The heart, like any muscle in the human body, needs a steady supply of oxygen and vital nutrients, supplied by the blood flowing through the coronary arteries. A buildup of fat and cholesterol over time can cause the coronary arteries to narrow or clog, slowing the flow of blood to the heart and ultimately causing coronary heart disease (CHD). Insufficient blood supply to the heart may also trigger angina. If this flow stops completely, the likely result is a heart attack. Additionally, the oxygen starved portion of the heart begins to die, which may result in permanent damage to the muscle.
Causes of Coronary Heart Disease
Atherosclerosis, the hardening and narrowing of coronary arteries, is one of the main causes coronary heart disease. As the arteries narrow, less blood is able pass through the vessel, effectively slowing the supply of oxygen and nutrients to the heart.
Typically, cholesterol and fat in the blood are deposited on the artery walls. This build-up narrows the arteries, slowing or blocking the blood flow. High cholesterol levels in the diet increase the likelihood of cholesterol deposits forming on the artery walls. Cholesterol deposits can begin to form in the arteries as early as childhood and typically worsen with age. The steady buildup of these deposits over time are the primary cause of coronary heart disease.
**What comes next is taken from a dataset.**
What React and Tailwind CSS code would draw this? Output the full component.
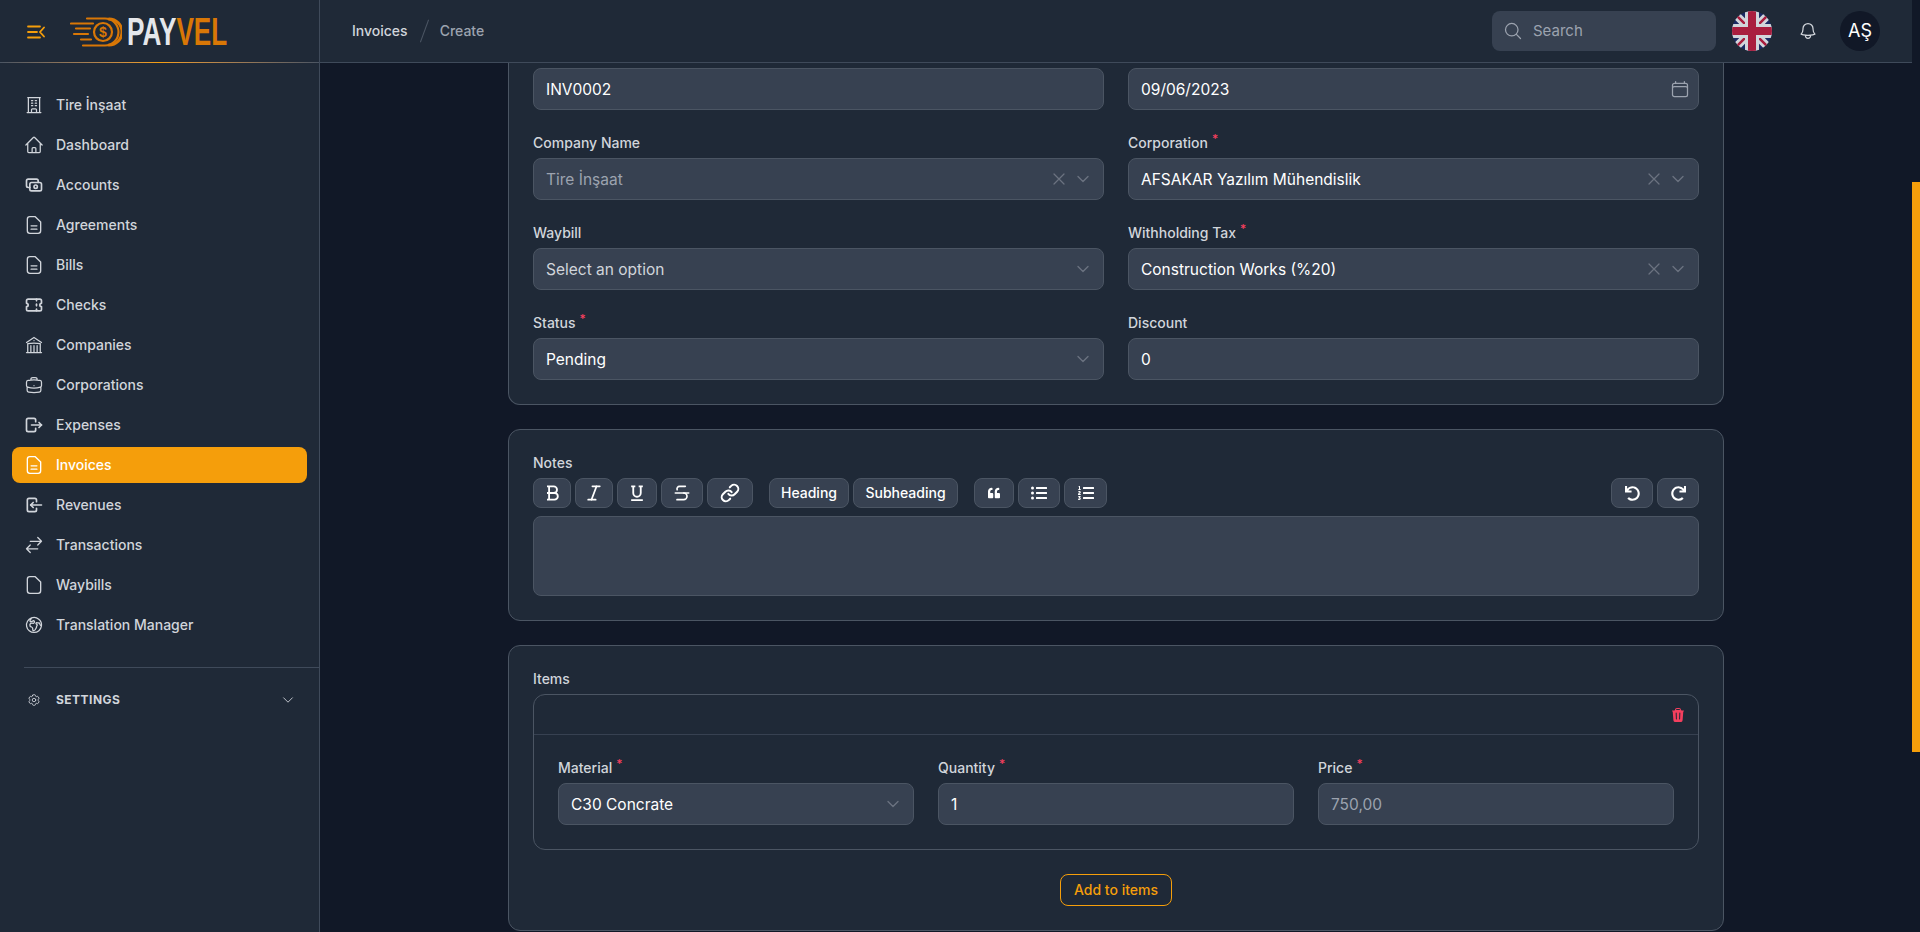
import React from 'react';
import {
    HiOutlineBuildingOffice,
    HiOutlineHome,
    HiOutlineBuildingLibrary,
    HiOutlineBriefcase,
    HiOutlineArrowsRightLeft,
    HiOutlineGlobeEuropeAfrica,
    HiOutlineCog6Tooth,
    HiOutlineBell,
    HiOutlineMagnifyingGlass,
    HiOutlineCalendar,
    HiOutlineXMark,
    HiOutlineChevronDown,
    HiTrash
} from 'react-icons/hi2';
import {TbCash, TbTicket, TbLogout, TbLogin} from 'react-icons/tb';
import {Italic, Strikethrough, Link} from 'lucide-react';
import {FaQuoteLeft, FaListUl, FaListOl, FaUndo, FaRedo} from 'react-icons/fa';

// dokument z zaokrąglonym rogiem, z liniami lub bez
const DocLines = ({className}) => (
    <svg viewBox="0 0 24 24" fill="none" stroke="currentColor" strokeWidth="1.6" strokeLinecap="round" strokeLinejoin="round" className={className}>
        <path d="M7 2h6.5L20 8.5V19a3 3 0 0 1-3 3H7a3 3 0 0 1-3-3V5a3 3 0 0 1 3-3z"/>
        <path d="M8.5 13h7M8.5 17h7"/>
    </svg>
);

const DocPlain = ({className}) => (
    <svg viewBox="0 0 24 24" fill="none" stroke="currentColor" strokeWidth="1.6" strokeLinecap="round" strokeLinejoin="round" className={className}>
        <path d="M7 2h6.5L20 8.5V19a3 3 0 0 1-3 3H7a3 3 0 0 1-3-3V5a3 3 0 0 1 3-3z"/>
    </svg>
);

const navItems = [
    {label: 'Tire İnşaat', icon: HiOutlineBuildingOffice},
    {label: 'Dashboard', icon: HiOutlineHome},
    {label: 'Accounts', icon: TbCash},
    {label: 'Agreements', icon: DocLines},
    {label: 'Bills', icon: DocLines},
    {label: 'Checks', icon: TbTicket},
    {label: 'Companies', icon: HiOutlineBuildingLibrary},
    {label: 'Corporations', icon: HiOutlineBriefcase},
    {label: 'Expenses', icon: TbLogout},
    {label: 'Invoices', icon: DocLines, active: true},
    {label: 'Revenues', icon: TbLogin},
    {label: 'Transactions', icon: HiOutlineArrowsRightLeft},
    {label: 'Waybills', icon: DocPlain},
    {label: 'Translation Manager', icon: HiOutlineGlobeEuropeAfrica}
];

const LogoMark = () => (
    <svg width="52" height="32" viewBox="0 0 52 32" className="shrink-0">
        <g fill="none" stroke="#d97706" strokeLinecap="round">
            <path d="M17 2.5h18a13.5 13.5 0 0 1 0 27H13" strokeWidth="2.2"/>
            <path d="M39 3a13 13 0 0 1 0 26" strokeWidth="3"/>
            <circle cx="33" cy="16" r="9" strokeWidth="2.2"/>
            <path d="M1 7.5h22M6 12.5h14M4 18h14M11 23.5h10" strokeWidth="2.2"/>
        </g>
        <text x="33" y="21" fontSize="14" fontWeight="700" fill="#d97706" textAnchor="middle" fontFamily="Liberation Sans, sans-serif">$</text>
    </svg>
);

const UkFlag = () => (
    <svg viewBox="0 0 40 40" className="h-10 w-10 rounded-full">
        <rect width="40" height="40" fill="#1b2a63"/>
        <path d="M0 0L40 40M40 0L0 40" stroke="#d1d5db" strokeWidth="8"/>
        <path d="M0 0L40 40M40 0L0 40" stroke="#a91e3f" strokeWidth="2.5"/>
        <path d="M20 0V40M0 20H40" stroke="#d1d5db" strokeWidth="14"/>
        <path d="M20 0V40M0 20H40" stroke="#a91e3f" strokeWidth="8"/>
    </svg>
);

const BoldIcon = () => (
    <svg viewBox="0 0 24 24" className="h-5 w-5" fill="none" stroke="currentColor" strokeWidth="2.2">
        <path d="M6 4h8a4 4 0 0 1 0 8H6M8.5 4v16M6 12h9a4 4 0 0 1 0 8H6"/>
    </svg>
);

const UnderlineIcon = () => (
    <svg viewBox="0 0 24 24" className="h-5 w-5" fill="none" stroke="currentColor" strokeWidth="2.2">
        <path d="M5 4h5M14 4h5M7.5 4v8a4.5 4.5 0 0 0 9 0V4M5 20.5h14"/>
    </svg>
);

const Label = ({children, required}) => (
    <div className="mb-1 flex h-5 items-center pb-0.5 text-sm font-medium leading-5 text-[#d1d5db]">
        {children}
        {required && <span className="ml-1 -mt-2 text-xs font-medium leading-3 text-[#f43f5e]">*</span>}
    </div>
);

// pole formularza: tekst albo select z ikonami po prawej
const Field = ({label, required, value, tone = 'text-white', clearable, select, calendar}) => (
    <div>
        {label && <Label required={required}>{label}</Label>}
        <div className="flex h-[42px] items-center rounded-lg border border-[#4b5563] bg-[#374151] px-3">
            <span className={`flex-1 truncate pt-px text-[15.5px] font-normal ${tone}`}>{value}</span>
            {clearable && <HiOutlineXMark className="mr-[6px] h-5 w-5 text-[#6b7280]"/>}
            {select && <HiOutlineChevronDown className="h-4 w-4 text-[#6b7280]" strokeWidth={2}/>}
            {calendar && <HiOutlineCalendar className="-mr-1 h-5 w-5 text-[#9ca3af]"/>}
        </div>
    </div>
);

const ToolBtn = ({children, className = 'w-[38px]'}) => (
    <button className={`flex h-[30px] items-center justify-center rounded-lg border border-[#4b5563] bg-[#374151] text-sm font-medium text-white ${className}`}>
        {children}
    </button>
);

const Sidebar = () => (
    <aside className="flex w-[320px] shrink-0 flex-col border-r border-[#3f4a5a] bg-[#1f2937]">
        <div className="relative flex h-[63px] shrink-0 items-center pl-[27px]">
            <svg width="18" height="14" viewBox="0 0 18 14" fill="none" stroke="#f59e0b" strokeWidth="1.8" strokeLinecap="round" className="mr-[25px]">
                <path d="M1 1.5h12M1 7h9M1 12.5h12M17 2.5L13 7l4 4.5"/>
            </svg>
            <LogoMark/>
            <div className="ml-[5px] origin-left scale-x-[0.67] whitespace-nowrap font-['Liberation_Sans',sans-serif] text-[39px] font-bold leading-8">
                <span className="text-[#e5e7eb]">PAY</span><span className="text-[#d97706]">VEL</span>
            </div>
            <div className="absolute inset-x-0 bottom-0 h-px bg-gradient-to-r from-[#4b5563] via-[#f59e0b] to-[#4b5563]"/>
        </div>
        <nav className="flex flex-col gap-1 px-3 pt-6">
            {navItems.map(({label, icon: Icon, active}) => (
                <a key={label} className={`flex h-9 items-center gap-3 rounded-lg px-3 text-sm font-medium ${active ? 'bg-[#f59e0b] text-white' : 'text-[#d1d5db]'}`}>
                    <Icon className="h-5 w-5 shrink-0"/>
                    <span>{label}</span>
                </a>
            ))}
        </nav>
        <div className="ml-6 mt-6 border-t border-[#3f4a5a]"/>
        <div className="mt-[22px] flex h-5 items-center pl-[27px] pr-6 text-[#d1d5db]">
            <HiOutlineCog6Tooth className="h-[14px] w-[14px]"/>
            <span className="ml-[15px] flex-1 text-xs font-bold uppercase tracking-[0.04em]">Settings</span>
            <HiOutlineChevronDown className="h-[14px] w-[14px]"/>
        </div>
    </aside>
);

const Topbar = () => (
    <header className="flex h-[63px] shrink-0 items-center border-b border-[#3f4a5a] bg-[#1f2937] pl-8 pr-8">
        <span className="text-sm font-medium text-[#d1d5db]">Invoices</span>
        <span className="ml-4 mr-[15px] h-6 w-px rotate-[20deg] bg-[#4b5563]"/>
        <span className="text-sm font-medium text-[#9ca3af]">Create</span>
        <div className="ml-auto flex h-10 w-[224px] items-center rounded-lg bg-[#374151] pl-[11px]">
            <HiOutlineMagnifyingGlass className="h-5 w-5 text-[#9ca3af]"/>
            <span className="ml-[10px] text-[15px] text-[#9ca3af]">Search</span>
        </div>
        <div className="ml-4"><UkFlag/></div>
        <HiOutlineBell className="ml-[26px] h-5 w-5 text-[#d1d5db]"/>
        <div className="ml-[22px] flex h-10 w-10 items-center justify-center rounded-full bg-[#111827] text-lg text-white">AŞ</div>
    </header>
);

const MainForm = () => (
    <div className="mx-auto flex w-[1216px] flex-col gap-6">
        <section className="rounded-b-xl border border-t-0 border-[#4b5563] bg-[#1f2937] px-6 pb-6 pt-[5px]">
            <div className="grid grid-cols-2 gap-6">
                <Field value="INV0002"/>
                <Field value="09/06/2023" calendar/>
                <Field label="Company Name" value="Tire İnşaat" tone="text-[#9ca3af]" clearable select/>
                <Field label="Corporation" required value="AFSAKAR Yazılım Mühendislik" clearable select/>
                <Field label="Waybill" value="Select an option" tone="text-[#d1d5db]" select/>
                <Field label="Withholding Tax" required value="Construction Works (%20)" clearable select/>
                <Field label="Status" required value="Pending" select/>
                <Field label="Discount" value="0"/>
            </div>
        </section>

        <section className="rounded-xl border border-[#4b5563] bg-[#1f2937] p-6">
            <Label>Notes</Label>
            <div className="flex gap-1">
                <ToolBtn><BoldIcon/></ToolBtn>
                <ToolBtn><Italic className="h-5 w-5"/></ToolBtn>
                <ToolBtn className="w-10"><UnderlineIcon/></ToolBtn>
                <ToolBtn className="w-[42px]"><Strikethrough className="h-5 w-5"/></ToolBtn>
                <ToolBtn className="mr-3 w-[46px]"><Link className="h-5 w-5" strokeWidth={2.4}/></ToolBtn>
                <ToolBtn className="w-20">Heading</ToolBtn>
                <ToolBtn className="mr-[12px] w-[105px]">Subheading</ToolBtn>
                <ToolBtn className="w-10"><FaQuoteLeft className="h-3 w-3"/></ToolBtn>
                <ToolBtn className="w-[42px]"><FaListUl className="h-4 w-4"/></ToolBtn>
                <ToolBtn className="w-[43px]"><FaListOl className="h-4 w-4"/></ToolBtn>
                <ToolBtn className="ml-auto w-[42px]"><FaUndo className="h-[15px] w-[15px]"/></ToolBtn>
                <ToolBtn className="w-[42px]"><FaRedo className="h-[15px] w-[15px]"/></ToolBtn>
            </div>
            <div className="mt-2 h-20 rounded-lg border border-[#4b5563] bg-[#374151]"/>
        </section>

        <section className="rounded-xl border border-[#4b5563] bg-[#1f2937] p-6">
            <Label>Items</Label>
            <div className="rounded-xl border border-[#4b5563]">
                <div className="flex h-10 items-center justify-end border-b border-[#374151] pr-3">
                    <HiTrash className="h-4 w-4 text-[#f43f5e]"/>
                </div>
                <div className="grid grid-cols-3 gap-6 p-6">
                    <Field label="Material" required value="C30 Concrate" select/>
                    <Field label="Quantity" required value="1"/>
                    <Field label="Price" required value="750,00" tone="text-[#9ca3af]"/>
                </div>
            </div>
            <div className="mt-6 flex justify-center">
                <button className="flex h-8 w-[112px] items-center justify-center rounded-lg border border-[#f59e0b] text-sm font-medium text-[#f59e0b]">
                    Add to items
                </button>
            </div>
        </section>
    </div>
);

const App = () => (
    <div className="flex h-[932px] overflow-hidden bg-[#111827] font-['Inter',sans-serif]">
        <Sidebar/>
        <div className="flex min-w-0 flex-1 flex-col">
            <Topbar/>
            <main className="min-h-0 flex-1 overflow-hidden">
                <MainForm/>
            </main>
        </div>
        <div className="w-2 shrink-0">
            <div className="mt-[182px] h-[570px] bg-[#f59e0b]"/>
        </div>
    </div>
);

export default App;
In addition to high blood cholesterol, additional factors such as high blood pressure and smoking are also contributory causes of coronary heart disease. On average, each of these factors effectively doubles the chance of an individual developing heart disease at some point in their lives. A person with all three risk factors is therefore eight times more likely to develop heart disease than someone with none of these risk factors.
Obesity and a lack of physical activity can be contributory causes of coronary heart disease. Other factors such as gender, age, and heredity are beyond the patient’s control, but may also be linked to CHD. On the other hand, high blood pressure, high cholesterol, smoking, obesity, diabetes, and physical inactivity, are all CHD risk factors that can be changed with healthy changes to a person’s lifestyle. No amount of clean living, however, can completely remove the risk of CHD, and some people do develop the disease without having any of these risk factors.
Although medical procedures can be highly effective in treating coronary heart disease, the risk control and lifestyle changes related to disease prevention remain the best method of CHD management.